The story is minimal and almost identical to every other main Pokemon series game. You wander around a region (in this case, the France-inspired Kalos region), battle through eight Gyms and defeat the Gym Leaders to get badges, fight the Elite Four and the Champion at the Pokemon League, and while you do it thwart the plans of a nefarious Team that wants to destroy the world and rebuild it. This time, your criminal organization of the generation is Team Flare, but you can feel free to call them Team Failure. They’re silly at best and downright stupid at worst, and the pseudo-philosophy of their evil plan seems so tacked on and random that two criminals chasing a ten-year-old for years to get his fairly common Pokemon makes more sense. You don’t play Pokemon for the story.
What to Do
It’s easy to get distracted catching Pokemon, and there are plenty of non-story activities you can enjoy while playing the game. The new Super Training and Pokemon-Aime menus let you play minigames and respectively train your Pokemons’ stats and happiness anywhere you are. You can’t show off your Pokemon in contests anymore, but you can make promotional videos of yourself as a trainer, work in hotels, sit in cafes and see rare Pokemon, and perform battles, trades, and other activities to get items.
After you’ve beaten the Elite Four, there are still plenty of things to do in the Kalos region. You can find several legendary Pokemon in addition to the main game legendary Pokemon (Xerneas for X, Yvetrai for Y), and another town is unlocked where you can use the Battle Maison and Friend Safari. The Battle Maison is like the post-game battle settings in previous Pokemon games, where you can form teams of three non-Legendary Pokemon de-leveled to 50 for each match and have a purely strategic endurance run against other trainers. Friend Safari lets you collect rare Pokemon based on your Friend Codes. Each friend you register becomes a different safari where you walk around a small patch of grass and catch up to three Pokemon, depending on if they beat the game and have been online when you are online at least once (otherwise there are only two). The Friend Safari Pokemon include some highly sought after Pokemon, including the first and sixth generation starters, Ditto (useful for breeding), and several Ghost and Dragon-type Pokemon you wouldn’t be able to catch otherwise.

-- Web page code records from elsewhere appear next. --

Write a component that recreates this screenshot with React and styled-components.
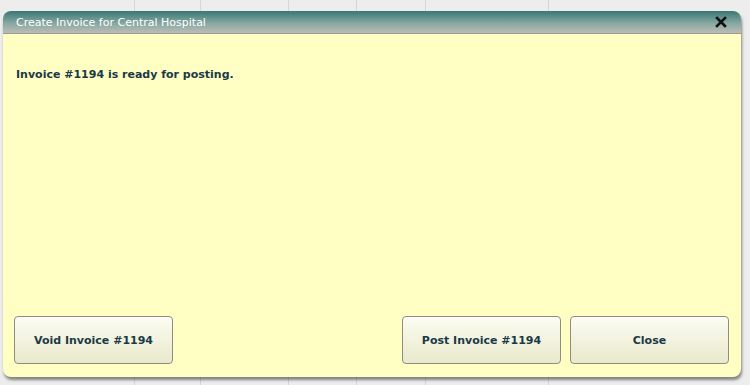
import React from "react";
import styled, { createGlobalStyle } from "styled-components";

const GlobalStyle = createGlobalStyle`
  html, body {
    margin: 0;
    padding: 0;
    width: 750px;
    height: 385px;
    overflow: hidden;
    background: #ededed;
    font-family: "DejaVu Sans", Verdana, sans-serif;
  }
`;

const columns = [134, 200, 288, 356, 425, 548];

function App() {
  return (
    <Page>
      <GlobalStyle />
      <Grid>
        {columns.map((x, i) => (
          <GridLine key={i} style={{ left: x }} />
        ))}
      </Grid>
      <Dialog>
        <TitleBar>
          <Title>Create Invoice for Central Hospital</Title>
          <CloseX aria-label="close">
            <svg width="12" height="12" viewBox="0 0 12 12">
              <path d="M2 2 L10 10 M10 2 L2 10" stroke="#111" strokeWidth="2.6" strokeLinecap="square" />
            </svg>
          </CloseX>
        </TitleBar>
        <Body>
          <Message>Invoice #1194 is ready for posting.</Message>
          <Footer>
            <Button>Void Invoice #1194</Button>
            <Spacer />
            <Button>Post Invoice #1194</Button>
            <Button>Close</Button>
          </Footer>
        </Body>
      </Dialog>
    </Page>
  );
}

export default App;

const Page = styled.div`
  position: relative;
  width: 750px;
  height: 385px;
  padding: 11px 9px 8px 3px;
  box-sizing: border-box;
  display: flex;
`;

const Grid = styled.div`
  position: absolute;
  inset: 0;
`;

const GridLine = styled.div`
  position: absolute;
  top: 0;
  bottom: 0;
  width: 1px;
  background: #d6d6d6;
`;

const Dialog = styled.div`
  position: relative;
  flex: 1;
  display: flex;
  flex-direction: column;
  border-radius: 8px;
  background: #ffffc4;
  box-shadow: 1px 3px 3px rgba(0, 0, 0, 0.45);
  overflow: hidden;
`;

const TitleBar = styled.div`
  height: 22px;
  display: flex;
  align-items: center;
  padding: 0 14px 0 13px;
  background: linear-gradient(#3a7773, #86a7a2 55%, #bcbdb4);
  border-bottom: 1px solid #9a9a92;
`;

const Title = styled.div`
  flex: 1;
  color: #ffffff;
  font-size: 11px;
  font-family: "DejaVu Sans", Verdana, sans-serif;
`;

const CloseX = styled.div`
  width: 12px;
  height: 12px;
  display: flex;
`;

const Body = styled.div`
  flex: 1;
  display: flex;
  flex-direction: column;
  padding: 34px 12px 13px 11px;
`;

const Message = styled.div`
  flex: 1;
  padding-left: 2px;
  color: #1b3a47;
  font-size: 11px;
  font-weight: bold;
`;

const Footer = styled.div`
  display: flex;
  gap: 9px;
`;

const Spacer = styled.div`
  flex: 1;
`;

const Button = styled.button`
  width: 159px;
  height: 48px;
  border: 1px solid #8d8d84;
  border-radius: 4px;
  background: linear-gradient(#fcfcf2, #e9e9cc);
  box-shadow: inset 0 1px 0 #ffffff;
  color: #1b3a47;
  font-family: "DejaVu Sans", Verdana, sans-serif;
  font-size: 11px;
  font-weight: bold;
  cursor: pointer;
`;
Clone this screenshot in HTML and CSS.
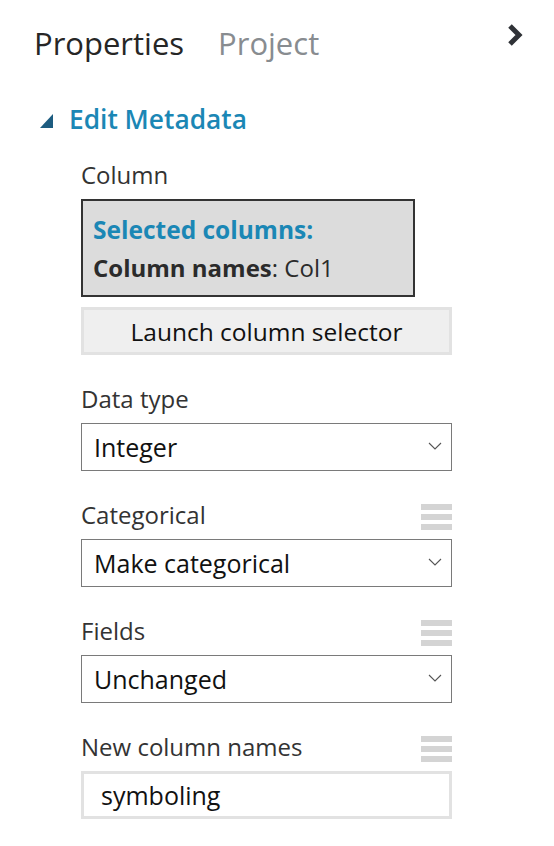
FILE: index.html
```html
<!DOCTYPE html>
<html>
<head>
<meta charset="utf-8">
<link rel="stylesheet" href="styles.css">
</head>
<body>
<div class="panel">
  <div class="tabs">
    <span class="tab active">Properties</span>
    <span class="tab">Project</span>
    <svg class="collapse" width="17" height="24" viewBox="0 0 17 24"><polyline points="3,3 12,12 3,21" fill="none" stroke="#2f3237" stroke-width="5" stroke-linejoin="miter"/></svg>
  </div>
  <div class="section-title">
    <svg class="tri" width="14" height="15" viewBox="0 0 14 15"><polygon points="13,0 13,14 0,14" fill="#1d5c80"/></svg>
    <span>Edit Metadata</span>
  </div>
  <div class="form">
    <div class="field">
      <div class="label-row"><span class="label">Column</span></div>
      <div class="selected-box">
        <div class="sel-title">Selected columns:</div>
        <div class="sel-line"><b>Column names</b>: Col1</div>
      </div>
      <div class="launch">Launch column selector</div>
    </div>
    <div class="field">
      <div class="label-row"><span class="label">Data type</span></div>
      <div class="select"><span>Integer</span><svg class="caret" width="14" height="8" viewBox="0 0 14 8"><polyline points="1,1 7,7 13,1" fill="none" stroke="#555" stroke-width="1.1"/></svg></div>
    </div>
    <div class="field">
      <div class="label-row"><span class="label">Categorical</span><span class="handle"><i></i><i></i><i></i></span></div>
      <div class="select"><span>Make categorical</span><svg class="caret" width="14" height="8" viewBox="0 0 14 8"><polyline points="1,1 7,7 13,1" fill="none" stroke="#555" stroke-width="1.1"/></svg></div>
    </div>
    <div class="field">
      <div class="label-row"><span class="label">Fields</span><span class="handle"><i></i><i></i><i></i></span></div>
      <div class="select"><span>Unchanged</span><svg class="caret" width="14" height="8" viewBox="0 0 14 8"><polyline points="1,1 7,7 13,1" fill="none" stroke="#555" stroke-width="1.1"/></svg></div>
    </div>
    <div class="field">
      <div class="label-row"><span class="label">New column names</span><span class="handle"><i></i><i></i><i></i></span></div>
      <div class="textbox">symboling</div>
    </div>
  </div>
</div>
</body>
</html>
```

FILE: styles.css
```css
html, body {
  margin: 0;
  padding: 0;
  background: #ffffff;
}
body {
  font-family: "Open Sans", "Noto Sans", "Liberation Sans", sans-serif;
  color: #333333;
}
.panel {
  width: 554px;
  padding: 23px 0 0 34px;
  box-sizing: border-box;
}
.tabs {
  display: flex;
  align-items: flex-start;
  height: 40px;
  padding-right: 30px;
}
.tab {
  font-size: 31px;
  line-height: 40px;
  color: #888c90;
  margin-right: 34px;
}
.tab.active {
  color: #262626;
}
.collapse {
  margin-left: auto;
  margin-top: 0px;
}
.section-title {
  display: flex;
  align-items: center;
  margin-top: 39px;
  margin-left: 6px;
  height: 34px;
}
.section-title .tri {
  margin-right: 15px;
  margin-top: 5px;
}
.section-title span {
  font-size: 26.3px;
  line-height: 34px;
  font-weight: 600;
  color: #1b87b5;
}
.form {
  margin-left: 47px;
  width: 371px;
  margin-top: 22px;
}
.field {
  margin-bottom: 27px;
}
.label-row {
  display: flex;
  justify-content: space-between;
  align-items: flex-start;
  height: 34px;
  margin-bottom: 7px;
}
.label {
  font-size: 24px;
  line-height: 34px;
  color: #333333;
}
.handle {
  display: flex;
  flex-direction: column;
  gap: 4px;
  width: 31px;
  margin-top: 6px;
}
.handle i {
  display: block;
  height: 6px;
  background: #d4d4d4;
}
.selected-box {
  width: 334px;
  height: 98px;
  box-sizing: border-box;
  border: 2px solid #333333;
  background: #dcdcdc;
  padding: 10px 0 0 10px;
}
.sel-title {
  font-size: 24.5px;
  font-weight: 700;
  color: #1b87b5;
  line-height: 38px;
}
.sel-line {
  font-size: 24px;
  color: #2b2b2b;
  line-height: 38px;
}
.sel-line b {
  font-weight: 700;
}
.launch {
  margin-top: 10px;
  height: 48px;
  box-sizing: border-box;
  border: 3px solid #e2e2e2;
  background: #efefef;
  display: flex;
  align-items: center;
  justify-content: center;
  font-size: 24.5px;
  color: #111111;
}
.select {
  height: 48px;
  box-sizing: border-box;
  border: 1px solid #7a7a7a;
  display: flex;
  align-items: center;
  justify-content: space-between;
  padding: 0 9px 0 12px;
  font-size: 25px;
  color: #111111;
}
.caret {
  margin-top: -2px;
}
.textbox {
  height: 48px;
  box-sizing: border-box;
  border: 3px solid #e2e2e2;
  display: flex;
  align-items: center;
  padding-left: 17px;
  font-size: 25px;
  color: #111111;
}
```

Online options are of course plentiful. You can trade and duel with people online if you exchange Friend Codes or locally, and Friend Safari makes Friend Code collecting surprisingly addictive. You can send messages to each other and even give special O-Powers that give temporary boosts to yourself or other trainers. You can’t trade Pokemon from the previous generation to this one, but that feature will be offered in December when Nintendo launches the Pokemon Bank and Poke Transport services.
Pokemon X/Y doesn’t change much besides graphics because it really doesn’t have to. The Pokemon formula still holds up as fun, accessible turn-based RPG that focuses on collecting more than story. The graphical updates in combat are great, finally giving Pokemon the action and animation they’ve needed for over a decade. There aren’t many surprises in the game and the addition of the Fairy type doesn’t change the mechanics in any noticeable way, but it’s still one of the best games on the 3DS. It’s simply enjoyable.